Aim of the task> Only the lines from the start of the data below through the line that contains "2.2c.5 0 .9.3" are to be copied, exactly and without pictures.

Dataset excerpt>
<<<<

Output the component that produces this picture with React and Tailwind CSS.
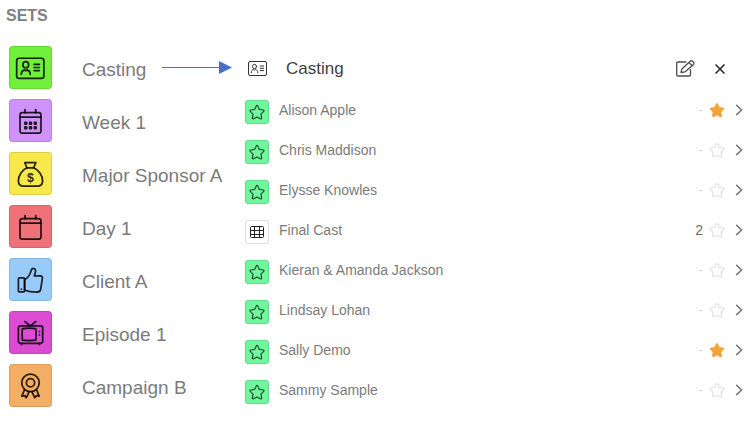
import React from "react";

const STAR =
  "M12 2.2c.5 0 .9.3 1.1.7l2.5 5.3 5.8.8c1 .2 1.4 1.3.7 2l-4.2 4.100 1 5.800c.2 1-.9 1.800-1.800 1.300L12 19.500l-5.100 2.700c-.9.5-2-.3-1.800-1.300l1-5.800L1.900 11c-.7-.7-.3-1.800.7-2l5.800-.8 2.500-5.300c.2-.4.6-.7 1.100-.7z";

function StarIcon({ className, filled, weight }) {
  return (
    <svg
      viewBox="0 0 24 24"
      className={className}
      fill={filled ? "currentColor" : "none"}
      stroke="currentColor"
      strokeWidth={weight}
      strokeLinejoin="round"
      aria-hidden="true"
    >
      <path d={STAR} />
    </svg>
  );
}

function TileSvg({ children }) {
  return (
    <svg
      viewBox="0 0 43 43"
      className="size-full"
      fill="none"
      stroke="currentColor"
      strokeWidth="1.8"
      strokeLinecap="round"
      strokeLinejoin="round"
      aria-hidden="true"
    >
      {children}
    </svg>
  );
}

const cardIcon = (
  <TileSvg>
    <rect x="7" y="11.800" width="28.500" height="21" rx="2.500" />
    <ellipse cx="16.500" cy="18.700" rx="3" ry="3.300" />
    <path d="M11.800 28.700c0-3 1.500-4.200 3.300-4.700l1.400.8 1.400-.8c1.800.5 3.300 1.700 3.300 4.700" />
    <path d="M25.300 18.300h5.500M25.300 21.500h5.500M25.300 24.700h5.500" />
  </TileSvg>
);

const calendarBody = (
  <>
    <rect x="10.500" y="13.300" width="22" height="21.500" rx="2.500" />
    <path d="M10.500 18h22M15.800 10v3.300M27 10v3.300" />
  </>
);

const weekIcon = (
  <TileSvg>
    {calendarBody}
    <g fill="currentColor" stroke="none">
      <rect x="14.700" y="22.500" width="3.600" height="3.600" rx="1" />
      <rect x="19.700" y="22.500" width="3.600" height="3.600" rx="1" />
      <rect x="24.700" y="22.500" width="3.600" height="3.600" rx="1" />
      <rect x="14.700" y="27.300" width="3.600" height="3.600" rx="1" />
      <rect x="19.700" y="27.300" width="3.600" height="3.600" rx="1" />
      <rect x="24.700" y="27.300" width="3.600" height="3.600" rx="1" />
    </g>
  </TileSvg>
);

const dayIcon = <TileSvg>{calendarBody}</TileSvg>;

const moneyIcon = (
  <TileSvg>
    <path d="M15.500 10.200h11.600l-2.300 5.300h-7z" />
    <path d="M17.800 15.500C13 17.500 8.800 23.500 8.800 29c0 4 2 5.700 5.700 5.700h13.800c3.700 0 5.900-1.700 5.900-5.700 0-5.500-4.400-11.500-9.400-13.500" />
    <text
      x="21.400"
      y="30"
      textAnchor="middle"
      fill="currentColor"
      stroke="none"
      className="font-['Liberation_Sans',Arial,sans-serif] text-[13px] font-bold"
    >
      $
    </text>
  </TileSvg>
);

const thumbIcon = (
  <TileSvg>
    <rect x="8.800" y="19.800" width="6.500" height="14.700" rx="1" />
    <path d="M12 31.500v.2" />
    <path d="M15.300 21.500c3.500-1.200 4.700-3.500 6.200-7.300.8-2 .7-4.400 2.900-4.400 2 0 2.600 1.800 2.300 3.700-.2 1.500-1 3-1.200 4.300h6.500c1.300 0 2.200.9 2 2.300l-1.800 11.600c-.4 2.200-1.900 3-4 3-4.600 0-8.800-.4-12.900-1.900z" />
  </TileSvg>
);

const tvIcon = (
  <TileSvg>
    <rect x="8.800" y="14.500" width="25.500" height="18.300" rx="2" />
    <path d="M13 17.500c4.200-.6 9.800-.6 14 0 .5 4 .5 8 0 12-4.200.6-9.800.6-14 0-.5-4-.5-8 0-12z" />
    <path d="M15.500 10l5.800 4.500 5.800-4.500M12 33v1.200M31 33v1.200" />
    <path d="M30.900 20.500v.2M30.900 24v.2" />
  </TileSvg>
);

const awardIcon = (
  <TileSvg>
    <circle cx="21.500" cy="18.700" r="9.200" />
    <circle cx="21.500" cy="18.700" r="4.300" />
    <path d="M15.200 26l-2.800 6.700 3-.6 1.700 2.200 3-6.300M27.800 26l2.800 6.700-3-.6-1.700 2.200-3-6.300" />
  </TileSvg>
);

const SETS = [
  { name: "Casting", tile: "bg-[#70f03a]", icon: cardIcon, current: true },
  { name: "Week 1", tile: "bg-[#cf91fa]", icon: weekIcon },
  { name: "Major Sponsor A", tile: "bg-[#f7e84b]", icon: moneyIcon },
  { name: "Day 1", tile: "bg-[#ef7179]", icon: dayIcon },
  { name: "Client A", tile: "bg-[#98cbfa]", icon: thumbIcon },
  { name: "Episode 1", tile: "bg-[#da4cd2]", icon: tvIcon },
  { name: "Campaign B", tile: "bg-[#f4ad64]", icon: awardIcon },
];

const MEMBERS = [
  { name: "Alison Apple", starred: true },
  { name: "Chris Maddison" },
  { name: "Elysse Knowles" },
  { name: "Final Cast", count: 2, grid: true },
  { name: "Kieran & Amanda Jackson" },
  { name: "Lindsay Lohan" },
  { name: "Sally Demo", starred: true },
  { name: "Sammy Sample" },
];

function Arrow() {
  return (
    <svg viewBox="0 0 70 15" className="ml-4 h-[15px] w-[70px] shrink-0 text-[#4472c4]" aria-hidden="true">
      <path d="M0 7.500h58" stroke="currentColor" />
      <path d="M57 1L70 7.500L57 14z" fill="currentColor" />
    </svg>
  );
}

function SetList() {
  return (
    <nav aria-labelledby="sets" className="w-[245px] shrink-0 pl-[9px]">
      <ul className="flex flex-col gap-2.5">
        {SETS.map((s) => (
          <li key={s.name} className="flex items-center">
            <button type="button" className="flex items-center text-left">
              <span
                className={`size-[43px] shrink-0 rounded border border-black/10 text-black/85 ${s.tile}`}
              >
                {s.icon}
              </span>
              <span className="ml-[30px] pt-1 text-[19px] leading-6 whitespace-nowrap text-[#7b7b7b]">
                {s.name}
              </span>
            </button>
            {s.current && <Arrow />}
          </li>
        ))}
      </ul>
    </nav>
  );
}

function GridIcon() {
  return (
    <svg viewBox="0 0 14 12" className="h-3 w-3.5 text-[#222]" fill="none" stroke="currentColor" aria-hidden="true">
      <rect x="0.500" y="0.500" width="13" height="11" rx="1" />
      <path d="M0.500 4.500h13M0.500 8.500h13M4.500 0.500v11M9.500 0.500v11" />
    </svg>
  );
}

function Member({ member }) {
  return (
    <li className="flex items-start">
      <span
        className={`flex size-6 shrink-0 items-center justify-center rounded-[3px] border ${
          member.grid ? "border-[#dedede] bg-white" : "border-[#62dc8b] bg-[#70f79e]"
        }`}
      >
        {member.grid ? <GridIcon /> : <StarIcon className="size-4 text-[#1c4a2d]" weight={1.8} />}
      </span>
      <a href="#member" className="ml-2.5 flex-1 text-sm leading-5 text-[#7b7b7b]">
        {member.name}
      </a>
      <div className="flex h-5 items-center">
        <span className={`text-sm leading-5 ${member.count ? "text-[#6b6b6b]" : "text-[#d6d6d6]"}`}>
          {member.count ?? "-"}
        </span>
        <button type="button" aria-label={`Star ${member.name}`} className="ml-1.5">
          {member.starred ? (
            <StarIcon className="size-4 text-[#f5a13c]" weight={1} filled />
          ) : (
            <StarIcon className="size-4 text-[#e0e0e0]" weight={1.7} />
          )}
        </button>
        <button type="button" aria-label={`Open ${member.name}`} className="ml-2.5">
          <svg
            viewBox="0 0 8 12"
            className="h-3 w-2 text-[#808080]"
            fill="none"
            stroke="currentColor"
            strokeWidth="1.7"
            aria-hidden="true"
          >
            <path d="M1.200 0.800L6.500 6L1.200 11.200" />
          </svg>
        </button>
      </div>
    </li>
  );
}

function DetailPanel() {
  return (
    <section aria-labelledby="casting" className="min-w-0 flex-1 pr-1.5">
      <header className="flex h-[46px] items-center">
        <svg
          viewBox="0 0 20 16"
          className="ml-0.5 h-4 w-5 shrink-0 text-[#333]"
          fill="none"
          stroke="currentColor"
          strokeLinecap="round"
          strokeLinejoin="round"
          aria-hidden="true"
        >
          <rect x="1.500" y="0.500" width="18" height="14" rx="1.500" />
          <ellipse cx="7.500" cy="5.500" rx="2" ry="2.200" />
          <path d="M4.200 11.700c0-2 1-2.800 2.400-3.100l.9.500.9-.5c1.400.3 2.400 1.100 2.400 3.100M13.200 5h3.500M13.200 7.300h3.500M13.200 9.600h3.500" />
        </svg>
        <h2 id="casting" className="ml-[19px] flex-1 text-[17px] leading-6 text-[#3f3f3f]">
          Casting
        </h2>
        <button type="button" aria-label="Edit">
          <svg
            viewBox="0 0 20 18"
            className="h-[18px] w-5 text-[#4d4d4d]"
            fill="none"
            stroke="currentColor"
            strokeWidth="1.3"
            strokeLinecap="round"
            strokeLinejoin="round"
            aria-hidden="true"
          >
            <path d="M11 2H3Q1.700 2 1.700 3.300v11.400Q1.700 16 3 16h11.200q1.300 0 1.300-1.300V9.500" />
            <path d="M6 12.500l.9-3.600L15.200 1.200a1.600 1.600 0 0 1 2.300 0l1 1a1.600 1.600 0 0 1 0 2.300L9.900 11.900zM14 2.600l3.200 3.200" />
          </svg>
        </button>
        <button type="button" aria-label="Close" className="mr-[18px] ml-5">
          <svg
            viewBox="0 0 10 10"
            className="size-2.5 text-[#222]"
            fill="none"
            stroke="currentColor"
            strokeWidth="1.5"
            aria-hidden="true"
          >
            <path d="M0.500 0.500L9.500 9.500M9.500 0.500L0.500 9.500" />
          </svg>
        </button>
      </header>
      <ul className="mt-2 flex flex-col gap-4">
        {MEMBERS.map((m) => (
          <Member key={m.name} member={m} />
        ))}
      </ul>
    </section>
  );
}

export default function App() {
  return (
    <main className="min-h-screen bg-white font-['Liberation_Sans',Arial,sans-serif]">
      <h1 id="sets" className="pt-1 pl-1.5 text-base leading-6 font-bold text-[#808080]">
        SETS
      </h1>
      <div className="flex items-start pt-[18px]">
        <SetList />
        <DetailPanel />
      </div>
    </main>
  );
}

>>>>

Answer to this problem>
Output the component that produces this picture with React and Tailwind CSS.
import React from "react";

const STAR =
  "M12 2.2c.5 0 .9.3 1.1.7l2.5 5.3 5.8.8c1 .2 1.4 1.3.7 2l-4.2 4.100 1 5.800c.2 1-.9 1.800-1.800 1.300L12 19.500l-5.100 2.700c-.9.5-2-.3-1.800-1.300l1-5.800L1.900 11c-.7-.7-.3-1.800.7-2l5.800-.8 2.500-5.300c.2-.4.6-.7 1.100-.7z";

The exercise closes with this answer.